> [Instruction]: Return all lines below containing the word "this".

> [Records to process]:
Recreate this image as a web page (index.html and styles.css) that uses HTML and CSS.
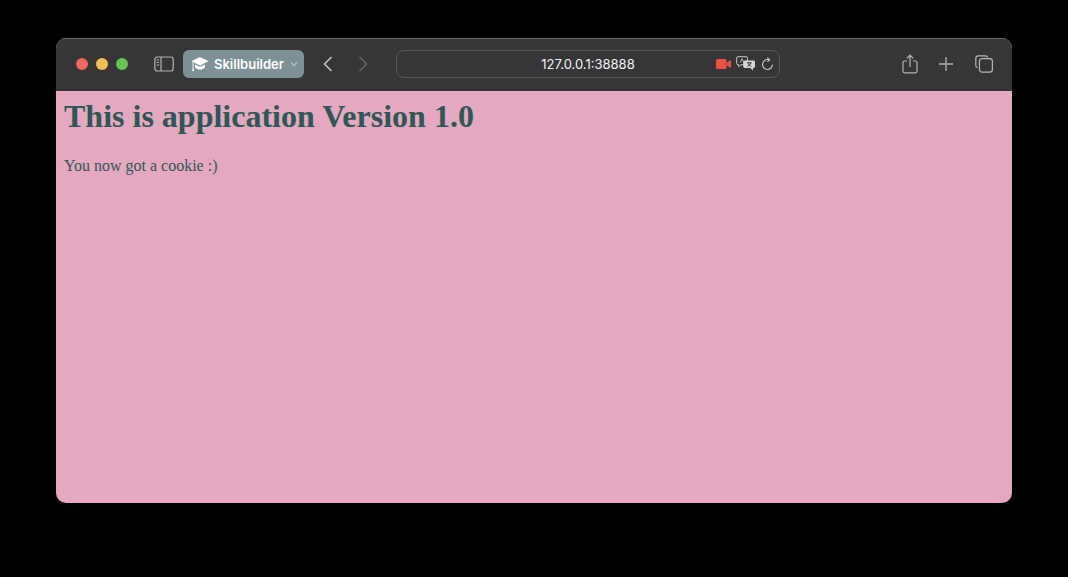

==

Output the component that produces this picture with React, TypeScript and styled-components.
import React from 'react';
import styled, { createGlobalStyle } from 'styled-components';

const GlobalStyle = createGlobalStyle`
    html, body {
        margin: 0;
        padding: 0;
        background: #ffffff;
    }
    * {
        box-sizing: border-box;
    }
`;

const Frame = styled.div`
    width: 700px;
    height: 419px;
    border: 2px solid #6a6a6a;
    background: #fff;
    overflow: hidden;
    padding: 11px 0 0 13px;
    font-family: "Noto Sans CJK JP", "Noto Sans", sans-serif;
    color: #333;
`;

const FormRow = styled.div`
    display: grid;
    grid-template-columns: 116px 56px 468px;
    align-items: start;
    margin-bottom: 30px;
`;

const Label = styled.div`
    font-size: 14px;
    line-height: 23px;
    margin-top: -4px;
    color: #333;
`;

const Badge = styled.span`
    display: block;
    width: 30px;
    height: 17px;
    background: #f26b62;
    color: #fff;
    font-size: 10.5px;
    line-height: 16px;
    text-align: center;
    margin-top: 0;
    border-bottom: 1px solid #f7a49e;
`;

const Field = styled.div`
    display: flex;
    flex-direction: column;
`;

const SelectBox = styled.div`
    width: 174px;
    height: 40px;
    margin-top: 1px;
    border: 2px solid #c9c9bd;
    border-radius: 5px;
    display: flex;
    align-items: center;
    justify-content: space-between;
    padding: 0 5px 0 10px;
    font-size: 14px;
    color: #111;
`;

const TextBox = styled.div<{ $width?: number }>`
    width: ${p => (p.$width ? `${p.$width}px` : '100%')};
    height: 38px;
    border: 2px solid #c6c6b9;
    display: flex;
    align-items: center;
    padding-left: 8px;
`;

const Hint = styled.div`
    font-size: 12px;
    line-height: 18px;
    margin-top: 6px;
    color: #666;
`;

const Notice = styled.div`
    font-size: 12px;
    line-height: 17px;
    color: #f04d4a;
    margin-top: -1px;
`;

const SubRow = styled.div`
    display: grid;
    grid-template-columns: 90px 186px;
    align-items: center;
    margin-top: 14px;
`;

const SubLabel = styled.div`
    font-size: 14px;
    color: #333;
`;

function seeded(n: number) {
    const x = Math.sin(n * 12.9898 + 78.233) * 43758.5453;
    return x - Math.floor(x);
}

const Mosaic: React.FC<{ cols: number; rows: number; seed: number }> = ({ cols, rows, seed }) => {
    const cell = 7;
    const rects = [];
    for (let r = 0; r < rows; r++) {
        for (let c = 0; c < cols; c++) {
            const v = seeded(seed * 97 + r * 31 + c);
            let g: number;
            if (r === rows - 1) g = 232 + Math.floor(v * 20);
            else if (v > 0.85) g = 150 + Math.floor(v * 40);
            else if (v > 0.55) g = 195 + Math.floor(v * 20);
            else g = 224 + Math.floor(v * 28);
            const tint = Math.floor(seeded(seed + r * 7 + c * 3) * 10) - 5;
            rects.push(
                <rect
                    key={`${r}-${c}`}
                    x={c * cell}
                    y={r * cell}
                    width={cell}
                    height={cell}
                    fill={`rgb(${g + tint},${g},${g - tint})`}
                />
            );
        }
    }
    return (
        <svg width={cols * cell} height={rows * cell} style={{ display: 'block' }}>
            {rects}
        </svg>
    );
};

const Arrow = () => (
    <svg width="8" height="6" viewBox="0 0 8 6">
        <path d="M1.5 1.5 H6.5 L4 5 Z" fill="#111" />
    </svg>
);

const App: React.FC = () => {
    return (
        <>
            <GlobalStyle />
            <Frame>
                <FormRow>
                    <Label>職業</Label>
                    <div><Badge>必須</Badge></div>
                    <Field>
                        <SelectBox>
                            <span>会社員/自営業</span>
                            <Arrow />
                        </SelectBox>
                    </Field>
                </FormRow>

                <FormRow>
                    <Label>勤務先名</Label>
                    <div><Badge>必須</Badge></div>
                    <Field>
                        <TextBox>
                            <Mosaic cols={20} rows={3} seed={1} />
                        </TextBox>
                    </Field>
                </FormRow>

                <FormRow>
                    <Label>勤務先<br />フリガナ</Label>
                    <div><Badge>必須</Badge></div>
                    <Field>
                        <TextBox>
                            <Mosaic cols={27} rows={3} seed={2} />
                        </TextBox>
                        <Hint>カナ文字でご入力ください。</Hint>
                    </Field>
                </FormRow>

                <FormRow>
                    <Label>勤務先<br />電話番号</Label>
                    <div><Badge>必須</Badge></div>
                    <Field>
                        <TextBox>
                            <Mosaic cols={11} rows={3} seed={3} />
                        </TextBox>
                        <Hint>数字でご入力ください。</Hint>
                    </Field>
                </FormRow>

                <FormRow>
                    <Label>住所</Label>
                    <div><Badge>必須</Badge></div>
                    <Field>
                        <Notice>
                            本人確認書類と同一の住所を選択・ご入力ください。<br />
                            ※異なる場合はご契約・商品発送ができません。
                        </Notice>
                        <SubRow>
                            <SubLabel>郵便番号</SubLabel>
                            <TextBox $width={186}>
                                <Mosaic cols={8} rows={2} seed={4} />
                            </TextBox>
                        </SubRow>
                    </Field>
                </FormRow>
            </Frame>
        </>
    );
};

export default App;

> [Worked solution]:
Recreate this image as a web page (index.html and styles.css) that uses HTML and CSS.
Output the component that produces this picture with React, TypeScript and styled-components.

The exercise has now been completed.